Reporter: Ruisa Khoiriyah | Editor: Johana K.
JAKARTA Bank Indonesia (BI) meyakini gejolak yang melanda bursa saham dan pemburukan nilai tukar yang terjadi beberapa hari terakhir terimbas sulutan kepanikan yang berpusat di Eropa, tidak akan berlangsung lama. Pasalnya, dilihat dari sisi fundamental sejatinya kondisi ekonomi tidak buruk-buruk amat. "Kami anggap ini tidak terlalu mengkhawatirkan karena fundamentalnya tidak begitu. Hubungan antara Rupiah dan Dollar arahnya juga menguat (ke depan). Jadi, (gejolak) ini sementara saja," ujar Pjs. Gubernur BI Darmin Nasution di Jakarta, Jumat (7/5).
BI juga tidak melihat gejolak ini sebagai muara kemunculan krisis finansial baru. "Tidak, jauh dari itu. Fundamentalnya jauh dari itu. Amerika Serikat dan Eropa baik, kecuali Yunani dan beberapa negara. Ini bukan fenomena yang menunjukkan bahwa semua memburuk," tegasnya.
Darmin menjelaskan, gelombang keresahan yang berimbas pada anjloknya harga saham hampir di seluruh penjuru dunia, termasuk penguatan Dollar terhadap semua mata uang, berpangkal dari kondisi Eropa yakni terkait kasus krisis utang Yunani. "Semua dunia mengalami ini, Indonesia bukan yang terburuk (mendapat imbas), meski juga bukan yang terbaik," katanya.
Dalam situasi ketidakpastian dan kepanikan, para pemilik modal berlari memburu dollar AS. Ini yang membikin mata uang negeri Uwak Sam tersebut mendadak perkasa terhadap hampir semua mata uang di dunia. Darmin menuturkan, bila melihat perkembangan penyelesaian kasus Yunani, harusnya pasar sudah mulai tenang. "Mestinya tidak lama, begitu solusi untuk Yunani jelas," katanya.
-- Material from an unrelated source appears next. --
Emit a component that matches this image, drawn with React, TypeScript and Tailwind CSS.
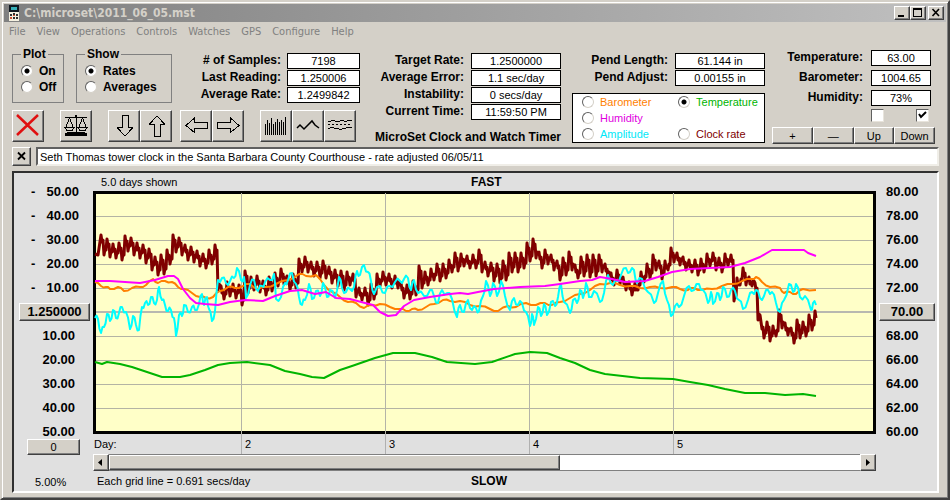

Namun, karena ini lebih terkait ke masalah sentimen atau psikologi pasar, maka meredanya kepanikan sulit dipastikan. "Kita tidak tahu untuk Yunani, apakah Bank Sentral Uni Eropa dan IMF kesepakatannya sejauh mana yang bisa meyakinkan pasar. Biarpun sudah diputuskan solusinya tapi jika pasar tidak percaya, ya, tidak akan jalan juga," jelas Darmin.
Terlebih, saat ini perhatian pasar tidak hanya tersulut Yunani, namun pasar juga mulai meragukan kondisi negara-negara lain di Eropa seperti Portugal dan Spanyol. "Tingkat CDS Spanyol sekarang sudah lebih buruk dari Indonesia, padahal selama ini Spanyol termasuk yang dinilai baik ekonominya oleh pasar," katanya.